The Environmental Impacts of Covid-19
We’re nearly half way through 2020 and we have already seen how climate change is affecting weather patterns. From the wettest February on record to the sunniest April and May, these extremes will become ever more common in the future if we don’t take action now. Tuesday 24th March marked the start of the UK’s lockdown in the fight against coronavirus and for the majority of the population, everyday life changed dramatically, but could some of these changes have a positive effect on the climate?
Highlighted in one of our recent blogs, February 2020 was characterised by heavy rainfall, severe weather and storms. There was widespread flooding across the country, which is in direct contrast to April and May. Both April and May were the sunniest on record, April 2020 was the third driest April on record in Northern England and May 2020 was the driest May on record! Experts believe that extreme weather events such as storms and extended periods of dry weather will become more common in the future.
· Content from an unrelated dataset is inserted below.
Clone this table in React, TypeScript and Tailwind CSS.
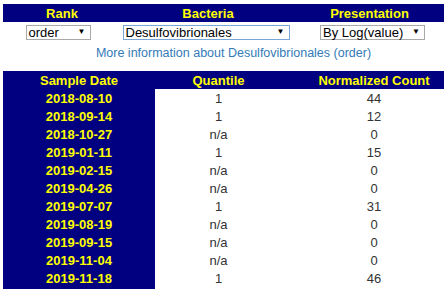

As a result of the coronavirus outbreak, most of us have been working from home or spending large amounts of time at home. The overall impact that the pandemic has had on the climate is unclear. However, since the lockdown was implemented:
- There have been less cars on the road commuting to and from work or for days out;
- Vehicles are using less fuel;
- Public transport has been running less frequently due to reduced demand;
- There has been less demand on gas, electric and water as shops and businesses have been closed;
- There have been fewer flights due to travel restrictions; and
- Business meetings have been taking place virtually.
As our world slowly goes back to ‘normal’, we should be mindful of CO2 emissions. Should companies look to more flexible working and allow employees to work from home? Could more meetings be held online to reduce the need to travel? It is important that we all do our bit to try, both at work and at home, to reduce the effects of climate change. Below are a few things that you can do at home and as a family to help:
- Recycle your waste ♻️
- Use LED light bulbs and install a motion sensor where possible, or switch them off when leaving the room💡
- Switch off all electrical appliances when you aren’t using them📺
- Wear jumpers and cardigans instead of switching the heating on🥼
- Eat locally produced food, eat less red meat and have more of a plant-based diet 🌱
- Take shorter showers instead of baths 🚿
- Use public transport, cycle or walk wherever you can 🚄
According to The International Energy Agency (IEA), the world will use 6% less energy this year, which is the equivalent to losing the entire energy demand of India! Full lockdowns have also pushed global electricity demand down by 20% or more. Across the full year, the need for electricity will fall by 5% – the biggest drop since the Great Depression of the 1930s. Also, the IEA have said that the global average road transport activity fell to 50% of the 2019 level by the end of March 2020. According to a recent BBC article, Britain’s electricity grid has not have burnt any coal for 60 days – as of midnight on Wednesday 10 June. That is by far the longest period since the Industrial Revolution began more than 200 years ago.
If there was a global effort to consider permanently implementing some of the changes that the pandemic brought, such as working from home more to reduce commuting, holding meetings virtually and using public transport and walking where possible, we may see a continued further reduction in emissions. Although it may be a long time before CO2 emissions and the warming of the planet meet net zero, if everyone took small steps, we could all help combat climate change and reduce the frequency of extreme weather events such as flooding and droughts.